# How long does (re)registering for ROS take?



## Brendan Burgess (15 Oct 2012)

My Digital Certificate expired, so I had to go through the process again. 

1) I applied for my RAN.  I phoned the ROS helpline and they gave me the RAN over the phone.  I didn't get any letter from them with a RAN. 

2) On 5 October, I applied for a Digital Certificate and it went through ok. 

3) I now want to move to Step 3 - "Retrieve your Digital Cert" . 
It asks for a System Password.

But I have received no correspondence from the Revenue with a System Password.

I emailed roshelp@revenue.ie on 10 October but got no reply to my email.

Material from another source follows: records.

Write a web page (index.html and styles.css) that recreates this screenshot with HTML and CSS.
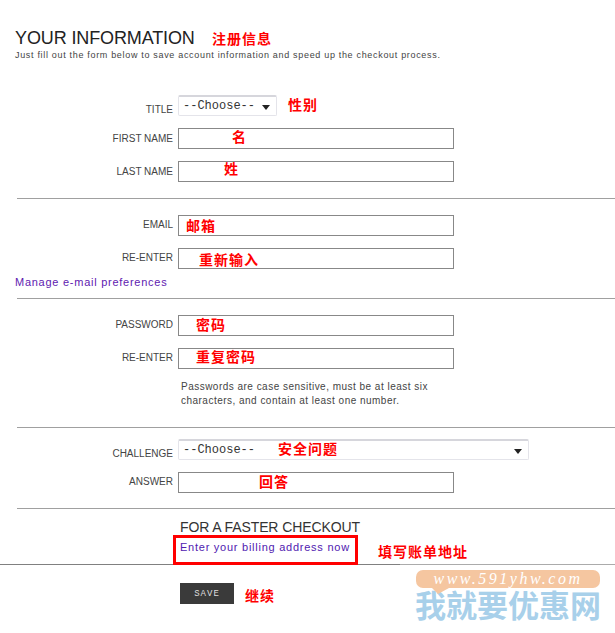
FILE: index.html
```html
<!DOCTYPE html>
<html lang="en">
<head>
    <meta charset="UTF-8">
    <meta name="viewport" content="width=device-width, initial-scale=1.0">
    <title>Your Information</title>
    <link rel="stylesheet" href="styles.css">
</head>
<body>
    <div class="page">
        <div class="page-header">
            <h1>YOUR INFORMATION<span class="note note-heading">注册信息</span></h1>
            <p>Just fill out the form below to save account information and speed up the checkout process.</p>
        </div>

        <div class="section section-name">
            <div class="form-row row-select">
                <label for="title">TITLE</label>
                <div class="field">
                    <div class="select-box select-small">
                        <select id="title"><option>--Choose--</option></select>
                    </div>
                    <span class="note note-title">性别</span>
                </div>
            </div>
            <div class="form-row">
                <label for="firstName">FIRST NAME</label>
                <div class="field"><input type="text" id="firstName"><span class="note note-first">名</span></div>
            </div>
            <div class="form-row">
                <label for="lastName">LAST NAME</label>
                <div class="field"><input type="text" id="lastName"><span class="note note-last">姓</span></div>
            </div>
        </div>

        <div class="section section-email">
            <div class="form-row">
                <label for="email">EMAIL</label>
                <div class="field"><input type="text" id="email"><span class="note note-email">邮箱</span></div>
            </div>
            <div class="form-row">
                <label for="email2">RE-ENTER</label>
                <div class="field"><input type="text" id="email2"><span class="note note-email2">重新输入</span></div>
            </div>
            <a class="prefs-link" href="#">Manage e-mail preferences</a>
        </div>

        <div class="section section-password">
            <div class="form-row">
                <label for="password">PASSWORD</label>
                <div class="field"><input type="text" id="password"><span class="note note-password">密码</span></div>
            </div>
            <div class="form-row">
                <label for="password2">RE-ENTER</label>
                <div class="field"><input type="text" id="password2"><span class="note note-password2">重复密码</span></div>
            </div>
            <p class="hint">Passwords are case sensitive, must be at least six<br>characters, and contain at least one number.</p>
        </div>

        <div class="section section-challenge">
            <div class="form-row row-select">
                <label for="challenge">CHALLENGE</label>
                <div class="field">
                    <div class="select-box select-wide">
                        <select id="challenge"><option>--Choose--</option></select>
                    </div>
                    <span class="note note-challenge">安全问题</span>
                </div>
            </div>
            <div class="form-row">
                <label for="answer">ANSWER</label>
                <div class="field"><input type="text" id="answer"><span class="note note-answer">回答</span></div>
            </div>
        </div>

        <div class="section section-checkout">
            <h2>FOR A FASTER CHECKOUT</h2>
            <a class="billing-link" href="#">Enter your billing address now</a>
            <span class="note note-billing">填写账单地址</span>
        </div>

        <div class="section section-save">
            <button type="button" class="save-btn">SAVE</button>
            <span class="note note-save">继续</span>
            <div class="watermark">
                <div class="watermark-url">www.591yhw.com</div>
                <div class="watermark-name">我就要优惠网</div>
            </div>
        </div>
    </div>
</body>
</html>
```

FILE: styles.css
```css
body {
    margin: 0;
    background-color: #FFFFFF;
    color: #333333;
    font-family: 'Liberation Sans', Arial, sans-serif;
}

.page {
    position: relative;
    width: 615px;
    height: 633px;
    overflow: hidden;
}

.page-header {
    padding: 28px 0 0 15px;
}

.page-header h1 {
    position: relative;
    margin: 0;
    font-size: 18px;
    line-height: 20px;
    font-weight: normal;
    letter-spacing: -0.12px;
    color: #222222;
}

.page-header p {
    margin: 1px 0 0;
    font-size: 9px;
    line-height: 13px;
    letter-spacing: 0.68px;
    color: #444444;
}

/* Sections, each one closed by a grey rule */
.section {
    position: relative;
    margin-left: 17px;
    border-bottom: 1px solid #A0A0A0;
    box-sizing: border-box;
}

.section-name {
    height: 137px;
    padding-top: 33px;
}

.section-email {
    height: 100px;
    padding-top: 16px;
}

.section-password {
    height: 129px;
    padding-top: 16px;
}

.section-challenge {
    height: 81px;
    padding-top: 11px;
}

.section-checkout {
    height: 56px;
    margin-left: 0;
    border-bottom: 1px solid #808080;
    border-image: linear-gradient(to right, #808080 400px, #ABABAB 400px) 1;
    padding: 10px 0 0 180px;
}

.section-save {
    height: 68px;
    margin-left: 0;
    border-bottom: none;
    padding: 18px 0 0 180px;
}

/* Form rows */
.form-row {
    display: flex;
    align-items: flex-start;
    height: 21px;
    margin-bottom: 12px;
}

.form-row label {
    width: 156px;
    padding-top: 4px;
    text-align: right;
    font-size: 10px;
    line-height: 12px;
    color: #444444;
}

.section-name .form-row label {
    padding-top: 5px;
}

.section-name .row-select label,
.row-select label {
    padding-top: 9px;
}

.field {
    position: relative;
    margin-left: 5px;
}

.field input {
    display: block;
    width: 276px;
    height: 21px;
    box-sizing: border-box;
    border: 1px solid #888888;
    margin: 0;
    padding: 0 4px;
    background-color: #FFFFFF;
}

.select-box {
    position: relative;
    height: 21px;
    box-sizing: border-box;
    border: 1px solid #E4E4EA;
    border-top: 2px solid #D6D6DC;
    border-radius: 2px;
    background-color: #FFFFFF;
}

.select-box::after {
    content: "";
    position: absolute;
    top: 8px;
    right: 6px;
    border-left: 4px solid transparent;
    border-right: 4px solid transparent;
    border-top: 5px solid #222222;
}

.select-small {
    width: 99px;
}

.select-wide {
    width: 351px;
}

.select-box select {
    display: block;
    width: 100%;
    height: 100%;
    border: none;
    margin: 0;
    padding: 0 0 1px 4px;
    background: transparent;
    font-family: 'Liberation Mono', monospace;
    font-size: 12px;
    color: #333333;
    appearance: none;
    outline: none;
}

/* Links and small text */
.prefs-link {
    display: block;
    margin: -6px 0 0 -2px;
    font-size: 11px;
    line-height: 14px;
    letter-spacing: 0.74px;
    color: #6020B0;
    text-decoration: none;
}

.hint {
    margin: -1px 0 0 164px;
    font-size: 10px;
    line-height: 14px;
    letter-spacing: 0.48px;
    color: #444444;
}

.section-checkout h2 {
    margin: 0;
    font-size: 14px;
    line-height: 16px;
    font-weight: normal;
    letter-spacing: -0.1px;
    color: #333333;
}

.billing-link {
    position: relative;
    display: block;
    width: 175px;
    height: 24px;
    margin: 0 0 0 -7px;
    padding: 0 0 0 4px;
    border: 3px solid #FF0000;
    font-size: 11px;
    line-height: 18px;
    letter-spacing: 0.75px;
    color: #5020B0;
    text-decoration: none;
    box-sizing: content-box;
}

.save-btn {
    display: block;
    width: 54px;
    height: 21px;
    border: none;
    padding: 0;
    background-color: #3A3A3A;
    color: #DDDDDD;
    font-family: 'Liberation Mono', monospace;
    font-size: 9px;
    letter-spacing: 1px;
}

/* Red notes written over the screenshot */
.note {
    position: absolute;
    font-family: 'Noto Sans CJK SC', sans-serif;
    font-size: 14px;
    line-height: 16px;
    font-weight: bold;
    letter-spacing: 1px;
    color: #FF0000;
    white-space: nowrap;
}

.note-heading { left: 197px; top: 2px; }
.note-title { left: 110px; top: 1px; }
.note-first { left: 54px; top: 0; }
.note-last { left: 46px; top: -1px; }
.note-email { left: 8px; top: 2px; }
.note-email2 { left: 21px; top: 3px; }
.note-password { left: 18px; top: 1px; }
.note-password2 { left: 18px; top: 0; }
.note-challenge { left: 100px; top: 1px; }
.note-answer { left: 81px; top: 1px; }
.note-billing { left: 378px; top: 34px; }
.note-save { left: 245px; top: 22px; }

/* Site watermark, bottom right */
.watermark {
    position: absolute;
    left: 415px;
    top: 5px;
    width: 200px;
}

.watermark-url {
    width: 184px;
    height: 18px;
    margin-left: 1px;
    border-radius: 7px;
    background-color: #F5C6A0;
    font-family: 'Liberation Serif', serif;
    font-style: italic;
    font-size: 16px;
    line-height: 18px;
    letter-spacing: 2.5px;
    text-align: center;
    color: #FFFFFF;
}

.watermark-url::after {
    content: "";
    position: absolute;
    left: 17px;
    top: 18px;
    border-left: 6px solid transparent;
    border-right: 11px solid transparent;
    border-top: 6px solid #F5C6A0;
}

.watermark-name {
    font-family: 'Noto Sans CJK SC', sans-serif;
    font-size: 31px;
    line-height: 31px;
    font-weight: bold;
    white-space: nowrap;
    color: #A8D0EA;
}
```
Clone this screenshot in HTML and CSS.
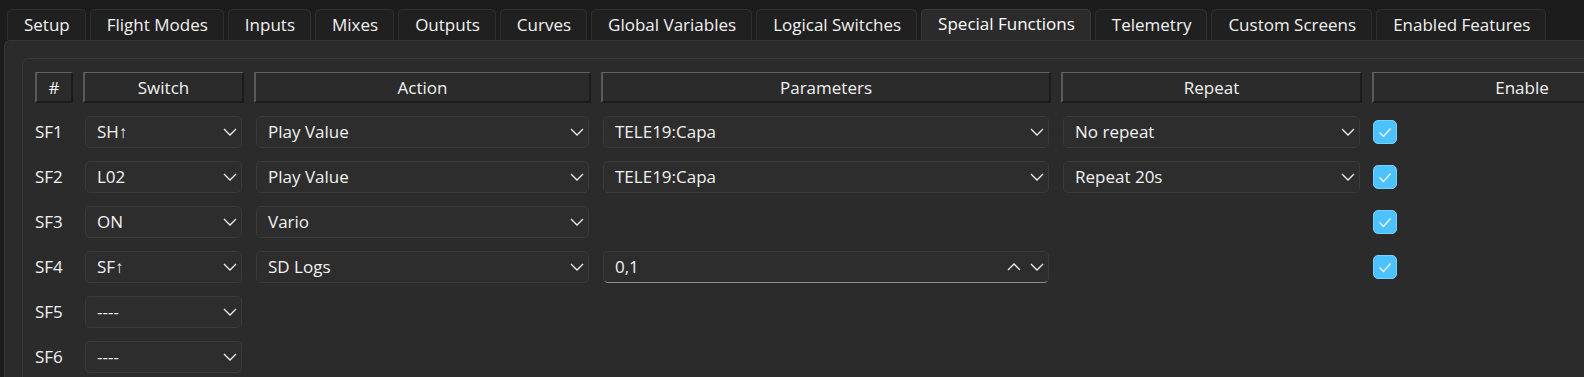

Is there a week long delay or is there some other explanation? 

Brendan


----------



## Brendan Burgess (15 Oct 2012)

Update

I eventually got through to them on the phone to find that they have a business address for me on file which is over 10 years old.


----------



## wednesday (15 Oct 2012)

I called my local ROS liaison officer and she emailed by system password to me. It took 24 hours in order for it to be active but was a lot less hassle.


----------



## Brendan Burgess (16 Oct 2012)

wednesday

Thanks for that advice. I called my Ros Liaison office and he has printed off an will post it to me.  He couldn't give it to me over the phone, and I never thought of asking him to email it to me. Tomorrow will be soon enough for it.

It's much easier to get through to the ROS Liaison Officer than to Ros Technical Support.


----------